You could stick a thermcouple into the meat and measure the temperature as a function of time and save it to a PC. Do a few trials with different meat sizes and cuts and you could generate a reasonably accurate look up table. You'd also be able to see "the stall" directly.
posted by TimeStove at 9:13 PM on January 31, 2015 [2 favorites]


Amazing Ribs has a nice article on the topic for meat smoking, also done low and slow.
posted by fremen at 10:12 PM on January 31, 2015 [1 favorite]


And then there's "the stall". At around 160 degrees the meat's internal temp will stop rising for a rather long period of time as internal moisture "sweats" and effectively cools the meat. Again Amazingribs.com has good info.
posted by Gungho at 8:34 AM on February 1, 2015


Best answer: It is very difficult to generically model temperature rise in meat. This is because every cooking environment is different (how much air circulation? what is the humidity? how large is the cooking environment and what is it made out of? what is the heat source? and so on), there are large differences in ingredients to be cooked (how large is the meat? how wet is it? is there a fat cap? what is the shape of the meat? are there bones and are they exposed? and so on) and there are large differences in cooking style (is the meat mopped or basted? is there a crust? is the meat pre-seared or started at high temperature? and so on). The only good models I have seen are for sous vide environments, where most of these variables are eliminated.
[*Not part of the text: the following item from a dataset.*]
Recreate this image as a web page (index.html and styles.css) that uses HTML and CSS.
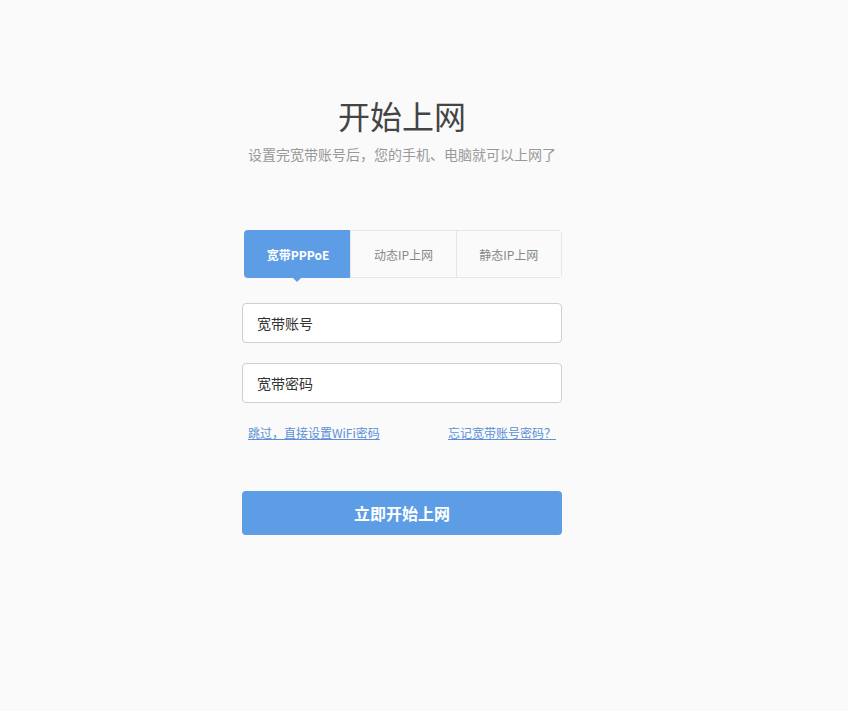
FILE: index.html
```html
<!DOCTYPE html>
<html>

<head>
    <meta charset="utf-8">
    <title>开始上网</title>
    <link rel="stylesheet" href="styles.css">
</head>

<body>
    <div class="wizard">
        <h1 class="title">开始上网</h1>
        <p class="subtitle">设置完宽带账号后，您的手机、电脑就可以上网了</p>

        <div class="tabs">
            <div class="tab active">宽带PPPoE</div>
            <div class="tab">动态IP上网</div>
            <div class="tab">静态IP上网</div>
        </div>

        <div class="field"><input type="text" placeholder="宽带账号"></div>
        <div class="field"><input type="password" placeholder="宽带密码"></div>

        <div class="links">
            <a href="#">跳过，直接设置WiFi密码</a>
            <a href="#">忘记宽带账号密码？</a>
        </div>

        <button class="submit">立即开始上网</button>
    </div>
</body>

</html>
```

FILE: styles.css
```css
body {
    margin: 0;
    background-color: #fafafa;
    font-family: "Noto Sans CJK SC", "Liberation Sans", sans-serif;
}

.wizard {
    width: 320px;
    margin-left: 242px;
    padding-top: 92px;
}

.title {
    margin: 0;
    text-align: center;
    font-size: 32px;
    font-weight: normal;
    line-height: 46px;
    color: #444;
}

.subtitle {
    margin: 6px 0 0;
    text-align: center;
    font-size: 14px;
    line-height: 20px;
    color: #999;
}

.tabs {
    display: flex;
    margin: 66px 0 0 2px;
    height: 48px;
    border: 1px solid #e6e6e6;
    border-radius: 4px;
    box-sizing: border-box;
}

.tab {
    flex: 1;
    display: flex;
    align-items: center;
    justify-content: center;
    font-size: 12px;
    color: #888;
    background-color: #fafafa;
    border-left: 1px solid #e6e6e6;
}

.tab:first-child {
    border-left: none;
}

.tab.active {
    position: relative;
    margin: -1px 0 -1px -1px;
    padding-left: 2px;
    background-color: #5c9de6;
    color: #fff;
    font-weight: bold;
    border-radius: 4px 0 0 4px;
}

.tab.active::after {
    content: "";
    position: absolute;
    left: 49px;
    bottom: -4px;
    border-left: 4px solid transparent;
    border-right: 4px solid transparent;
    border-top: 4px solid #5c9de6;
}

.field {
    margin-top: 20px;
}

.tabs + .field {
    margin-top: 25px;
}

.field input {
    width: 100%;
    height: 40px;
    box-sizing: border-box;
    padding: 0 14px;
    border: 1px solid #cfcfcf;
    border-radius: 4px;
    background: #fff;
    font-family: inherit;
    font-size: 14px;
    color: #333;
    outline: none;
}

.field input::placeholder {
    color: #333;
}

.links {
    display: flex;
    justify-content: space-between;
    margin-top: 21px;
    padding: 0 6px;
}

.links a {
    font-size: 12px;
    line-height: 18px;
    color: #5b8fd6;
}

.submit {
    display: block;
    width: 100%;
    height: 44px;
    margin-top: 49px;
    border: none;
    border-radius: 4px;
    background-color: #5c9de6;
    color: #fff;
    font-family: inherit;
    font-size: 16px;
    font-weight: bold;
    cursor: pointer;
}
```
A major variable, and what leads to the "stall" that people used to think was due to collagen converting to gelatin, is the "wet bulb temperature." Effectively what this means is that, while there is liquid on the outside of the meat, the hottest the outside of the meat can get is 100C. This, needless to say, has implications for how hot the inside of the meat can get and at what rate. During the early part of the cooking process, the meat transfers moisture to the outside surface keeping it moist and therefore no higher than 100C. This is why the temperature will be seen to rise until a certain point, and then plateau for a while. This plateau happens because the outside of the meat is still wet and the meat has reached the maximum internal temperature it can reach with an exterior at only 100C. Eventually, however, the outside of the meat dries up and the external surface goes over 100C. This is when the "stall" will stop and the internal temperature will be seen to rise again. Mopping and liquid basting re-wet the external surface and work to limit the temperature rise, while basting with fat can help to dry out the external surface and increase the temperature rise.

If you want to find an answer for your specific circumstances, the easiest thing to do would be to experiment on a weekend when you can check the temperature every few hours. Then you will know how long it takes and so long as you do more or less the same-sized piece of meat in the future, it should work out more or less the same.
posted by slkinsey at 2:42 PM on February 1, 2015 [2 favorites]


Best answer: Look here for a good description:

The Chemistry of the Barbecue "Stall"
posted by slkinsey at 3:38 PM on February 1, 2015


I came in to echo what slkinsey said. Nathan Myhrvold is one smart cookie and has spent a large amount of time and effort understanding this topic. He's also (apparently) an award winning barbecue competitor (in addition to being the badass that published Modernist Cuisine).